## BEGIN Dataset extract

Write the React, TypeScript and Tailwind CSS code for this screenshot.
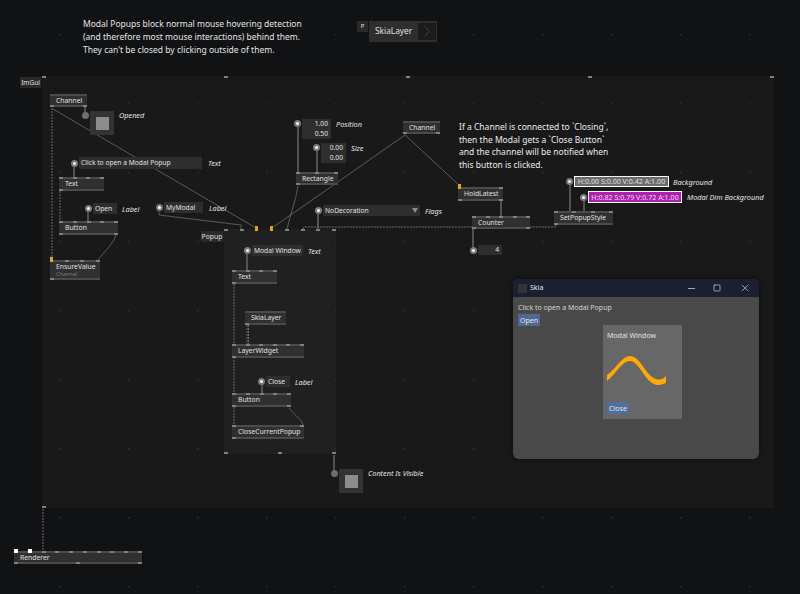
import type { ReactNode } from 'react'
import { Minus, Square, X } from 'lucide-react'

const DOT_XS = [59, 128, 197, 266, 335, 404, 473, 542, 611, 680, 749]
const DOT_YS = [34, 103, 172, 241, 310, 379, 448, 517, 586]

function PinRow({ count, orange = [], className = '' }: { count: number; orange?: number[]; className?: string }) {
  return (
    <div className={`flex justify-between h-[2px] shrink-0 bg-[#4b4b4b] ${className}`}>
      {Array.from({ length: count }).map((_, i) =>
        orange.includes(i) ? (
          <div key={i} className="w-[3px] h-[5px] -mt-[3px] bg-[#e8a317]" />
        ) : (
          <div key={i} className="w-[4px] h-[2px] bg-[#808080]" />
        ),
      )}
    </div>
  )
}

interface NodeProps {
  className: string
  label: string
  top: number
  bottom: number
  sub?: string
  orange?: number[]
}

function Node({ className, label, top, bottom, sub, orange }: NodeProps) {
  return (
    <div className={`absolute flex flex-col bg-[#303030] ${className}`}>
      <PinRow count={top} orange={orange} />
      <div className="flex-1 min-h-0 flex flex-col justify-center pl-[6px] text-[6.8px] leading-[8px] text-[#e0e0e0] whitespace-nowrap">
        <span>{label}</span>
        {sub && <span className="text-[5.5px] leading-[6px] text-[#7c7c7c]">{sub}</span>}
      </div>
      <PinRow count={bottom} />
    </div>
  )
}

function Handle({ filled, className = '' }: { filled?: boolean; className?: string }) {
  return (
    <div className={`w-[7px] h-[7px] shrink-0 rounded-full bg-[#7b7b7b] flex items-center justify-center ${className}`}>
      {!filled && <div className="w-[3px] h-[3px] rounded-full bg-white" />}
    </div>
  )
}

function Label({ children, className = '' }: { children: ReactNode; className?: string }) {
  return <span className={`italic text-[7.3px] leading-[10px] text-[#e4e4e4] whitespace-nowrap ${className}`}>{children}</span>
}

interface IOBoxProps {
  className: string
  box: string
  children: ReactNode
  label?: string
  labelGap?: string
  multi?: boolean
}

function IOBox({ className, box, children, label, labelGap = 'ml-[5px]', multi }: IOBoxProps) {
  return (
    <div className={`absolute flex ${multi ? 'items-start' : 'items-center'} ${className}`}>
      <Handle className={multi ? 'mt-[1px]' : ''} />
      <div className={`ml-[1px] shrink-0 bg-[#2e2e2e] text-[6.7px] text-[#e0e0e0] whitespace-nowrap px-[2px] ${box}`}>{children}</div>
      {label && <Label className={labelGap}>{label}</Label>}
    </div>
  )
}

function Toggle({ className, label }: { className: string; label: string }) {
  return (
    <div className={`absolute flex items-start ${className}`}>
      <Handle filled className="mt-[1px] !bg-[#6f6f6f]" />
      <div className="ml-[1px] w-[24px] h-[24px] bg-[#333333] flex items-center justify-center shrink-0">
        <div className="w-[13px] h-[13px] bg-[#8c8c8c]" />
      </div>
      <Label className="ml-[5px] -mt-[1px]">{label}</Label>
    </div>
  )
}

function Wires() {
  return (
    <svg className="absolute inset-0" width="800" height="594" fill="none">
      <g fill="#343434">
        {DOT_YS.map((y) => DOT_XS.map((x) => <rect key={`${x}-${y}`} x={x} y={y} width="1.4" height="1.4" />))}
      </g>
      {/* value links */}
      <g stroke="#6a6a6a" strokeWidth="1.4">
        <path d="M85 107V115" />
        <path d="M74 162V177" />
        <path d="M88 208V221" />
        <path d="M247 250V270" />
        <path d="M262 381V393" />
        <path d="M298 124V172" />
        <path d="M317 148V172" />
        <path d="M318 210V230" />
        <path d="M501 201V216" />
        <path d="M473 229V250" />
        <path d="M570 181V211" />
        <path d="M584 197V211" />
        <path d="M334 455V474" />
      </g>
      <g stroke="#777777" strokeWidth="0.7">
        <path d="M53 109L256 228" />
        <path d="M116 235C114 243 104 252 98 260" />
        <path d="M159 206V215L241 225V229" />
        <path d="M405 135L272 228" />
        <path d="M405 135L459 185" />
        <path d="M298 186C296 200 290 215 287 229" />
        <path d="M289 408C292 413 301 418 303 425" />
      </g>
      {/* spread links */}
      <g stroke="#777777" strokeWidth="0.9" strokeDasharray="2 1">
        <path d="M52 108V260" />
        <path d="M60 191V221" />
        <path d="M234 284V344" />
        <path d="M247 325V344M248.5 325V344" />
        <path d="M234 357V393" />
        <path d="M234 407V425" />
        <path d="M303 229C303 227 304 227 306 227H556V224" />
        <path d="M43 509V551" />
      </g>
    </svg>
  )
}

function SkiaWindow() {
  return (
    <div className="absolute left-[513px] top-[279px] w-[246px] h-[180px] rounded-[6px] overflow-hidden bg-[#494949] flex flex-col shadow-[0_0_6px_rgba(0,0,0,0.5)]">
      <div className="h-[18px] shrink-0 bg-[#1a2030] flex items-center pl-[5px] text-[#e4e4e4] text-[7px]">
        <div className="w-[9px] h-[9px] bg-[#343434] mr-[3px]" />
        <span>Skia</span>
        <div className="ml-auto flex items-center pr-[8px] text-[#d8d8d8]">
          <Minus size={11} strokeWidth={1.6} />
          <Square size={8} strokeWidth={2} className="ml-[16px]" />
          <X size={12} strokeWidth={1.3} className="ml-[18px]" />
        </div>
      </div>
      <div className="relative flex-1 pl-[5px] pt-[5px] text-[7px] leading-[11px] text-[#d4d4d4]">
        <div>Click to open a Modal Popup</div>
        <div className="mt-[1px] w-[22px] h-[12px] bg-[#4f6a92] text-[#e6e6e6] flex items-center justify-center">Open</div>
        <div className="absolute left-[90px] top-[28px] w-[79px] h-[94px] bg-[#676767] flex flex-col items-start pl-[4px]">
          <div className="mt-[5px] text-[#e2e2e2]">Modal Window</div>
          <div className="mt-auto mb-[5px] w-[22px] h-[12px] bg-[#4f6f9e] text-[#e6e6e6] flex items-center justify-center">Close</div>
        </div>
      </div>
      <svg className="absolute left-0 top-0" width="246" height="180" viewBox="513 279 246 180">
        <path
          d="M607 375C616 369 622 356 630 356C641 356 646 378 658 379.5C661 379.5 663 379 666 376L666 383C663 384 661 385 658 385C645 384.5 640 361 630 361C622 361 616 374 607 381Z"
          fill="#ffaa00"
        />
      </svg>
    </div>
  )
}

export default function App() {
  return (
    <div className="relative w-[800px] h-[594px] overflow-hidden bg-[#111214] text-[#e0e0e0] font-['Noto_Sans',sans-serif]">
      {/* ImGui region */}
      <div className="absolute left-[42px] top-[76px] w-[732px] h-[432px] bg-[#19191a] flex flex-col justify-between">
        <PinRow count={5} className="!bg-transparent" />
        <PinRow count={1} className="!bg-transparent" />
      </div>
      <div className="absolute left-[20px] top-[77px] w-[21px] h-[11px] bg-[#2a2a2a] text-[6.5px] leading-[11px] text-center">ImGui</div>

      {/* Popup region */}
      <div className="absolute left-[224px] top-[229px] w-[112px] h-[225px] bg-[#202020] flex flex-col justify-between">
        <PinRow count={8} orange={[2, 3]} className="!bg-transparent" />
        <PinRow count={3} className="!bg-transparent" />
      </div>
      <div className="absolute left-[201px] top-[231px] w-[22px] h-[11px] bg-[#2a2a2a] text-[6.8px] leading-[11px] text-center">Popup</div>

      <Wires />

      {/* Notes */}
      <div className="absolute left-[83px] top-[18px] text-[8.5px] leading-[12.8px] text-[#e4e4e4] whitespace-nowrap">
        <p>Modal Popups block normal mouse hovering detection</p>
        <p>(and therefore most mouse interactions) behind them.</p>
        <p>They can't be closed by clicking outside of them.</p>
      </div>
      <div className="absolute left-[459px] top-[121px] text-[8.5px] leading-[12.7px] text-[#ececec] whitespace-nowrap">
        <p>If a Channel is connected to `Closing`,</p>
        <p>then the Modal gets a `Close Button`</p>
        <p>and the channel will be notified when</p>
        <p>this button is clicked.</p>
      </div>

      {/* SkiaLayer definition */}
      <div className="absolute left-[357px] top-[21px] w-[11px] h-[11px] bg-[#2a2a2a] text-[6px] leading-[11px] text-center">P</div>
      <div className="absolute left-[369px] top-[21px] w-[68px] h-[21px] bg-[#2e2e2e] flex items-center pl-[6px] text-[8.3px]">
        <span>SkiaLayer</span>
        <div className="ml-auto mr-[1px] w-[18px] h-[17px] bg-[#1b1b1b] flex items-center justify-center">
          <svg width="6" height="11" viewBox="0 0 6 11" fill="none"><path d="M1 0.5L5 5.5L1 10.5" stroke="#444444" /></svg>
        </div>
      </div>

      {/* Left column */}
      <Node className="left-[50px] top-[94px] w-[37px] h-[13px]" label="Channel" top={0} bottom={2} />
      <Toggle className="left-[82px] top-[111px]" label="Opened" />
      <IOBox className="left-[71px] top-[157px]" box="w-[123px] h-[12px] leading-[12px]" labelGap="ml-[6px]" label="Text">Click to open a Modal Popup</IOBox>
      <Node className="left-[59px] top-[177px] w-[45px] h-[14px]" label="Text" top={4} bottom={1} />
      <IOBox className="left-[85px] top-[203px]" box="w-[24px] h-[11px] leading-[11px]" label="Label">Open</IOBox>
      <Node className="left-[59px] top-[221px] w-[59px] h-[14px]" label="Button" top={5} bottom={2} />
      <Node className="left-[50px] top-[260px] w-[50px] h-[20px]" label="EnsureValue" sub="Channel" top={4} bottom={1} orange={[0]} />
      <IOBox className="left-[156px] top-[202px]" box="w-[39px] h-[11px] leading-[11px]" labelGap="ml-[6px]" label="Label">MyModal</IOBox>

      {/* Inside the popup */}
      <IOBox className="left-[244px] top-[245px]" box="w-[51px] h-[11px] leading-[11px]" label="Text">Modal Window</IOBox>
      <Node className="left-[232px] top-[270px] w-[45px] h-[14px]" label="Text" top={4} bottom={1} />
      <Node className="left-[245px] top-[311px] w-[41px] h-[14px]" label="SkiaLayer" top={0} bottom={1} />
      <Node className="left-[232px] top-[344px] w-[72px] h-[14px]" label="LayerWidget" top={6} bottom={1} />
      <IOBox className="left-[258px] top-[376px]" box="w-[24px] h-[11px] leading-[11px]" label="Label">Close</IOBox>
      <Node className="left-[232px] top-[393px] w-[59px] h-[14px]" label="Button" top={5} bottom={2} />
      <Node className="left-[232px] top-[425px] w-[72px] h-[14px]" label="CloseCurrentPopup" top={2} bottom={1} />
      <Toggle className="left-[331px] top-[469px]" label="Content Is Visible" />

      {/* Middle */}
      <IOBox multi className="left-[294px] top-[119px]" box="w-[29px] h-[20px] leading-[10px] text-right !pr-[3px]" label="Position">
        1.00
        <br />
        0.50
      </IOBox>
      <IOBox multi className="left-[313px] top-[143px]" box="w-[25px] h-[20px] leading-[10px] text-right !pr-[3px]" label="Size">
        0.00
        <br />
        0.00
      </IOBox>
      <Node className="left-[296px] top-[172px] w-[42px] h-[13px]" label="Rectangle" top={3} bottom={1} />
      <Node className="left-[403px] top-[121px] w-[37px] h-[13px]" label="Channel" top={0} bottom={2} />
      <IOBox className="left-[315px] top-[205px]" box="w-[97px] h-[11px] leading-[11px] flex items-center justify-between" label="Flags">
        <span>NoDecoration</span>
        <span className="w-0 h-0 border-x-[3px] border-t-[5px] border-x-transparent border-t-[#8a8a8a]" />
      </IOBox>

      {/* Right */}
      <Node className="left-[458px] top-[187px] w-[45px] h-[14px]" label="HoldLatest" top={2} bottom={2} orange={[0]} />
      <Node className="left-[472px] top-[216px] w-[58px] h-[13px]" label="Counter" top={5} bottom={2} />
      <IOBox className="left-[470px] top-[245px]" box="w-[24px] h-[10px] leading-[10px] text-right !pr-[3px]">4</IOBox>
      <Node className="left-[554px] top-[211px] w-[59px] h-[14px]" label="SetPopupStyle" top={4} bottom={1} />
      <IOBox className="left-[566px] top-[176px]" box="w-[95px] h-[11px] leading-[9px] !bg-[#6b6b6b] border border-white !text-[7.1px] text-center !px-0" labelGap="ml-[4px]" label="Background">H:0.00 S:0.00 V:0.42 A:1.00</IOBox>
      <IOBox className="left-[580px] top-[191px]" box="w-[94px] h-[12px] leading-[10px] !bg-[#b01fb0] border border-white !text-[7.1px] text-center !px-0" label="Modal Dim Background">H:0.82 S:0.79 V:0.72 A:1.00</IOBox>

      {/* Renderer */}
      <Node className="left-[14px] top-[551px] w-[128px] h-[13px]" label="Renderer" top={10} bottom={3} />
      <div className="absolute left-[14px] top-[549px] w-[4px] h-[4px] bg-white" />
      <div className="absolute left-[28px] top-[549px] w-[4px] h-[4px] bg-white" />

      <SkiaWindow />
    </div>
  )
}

## END Dataset extract

## Written task:
Return only the lines from the start of the data through the line that contains "448, 517, 586]", please, copying them exactly and omitting all pictures.

## Correct output:
Write the React, TypeScript and Tailwind CSS code for this screenshot.
import type { ReactNode } from 'react'
import { Minus, Square, X } from 'lucide-react'

const DOT_XS = [59, 128, 197, 266, 335, 404, 473, 542, 611, 680, 749]
const DOT_YS = [34, 103, 172, 241, 310, 379, 448, 517, 586]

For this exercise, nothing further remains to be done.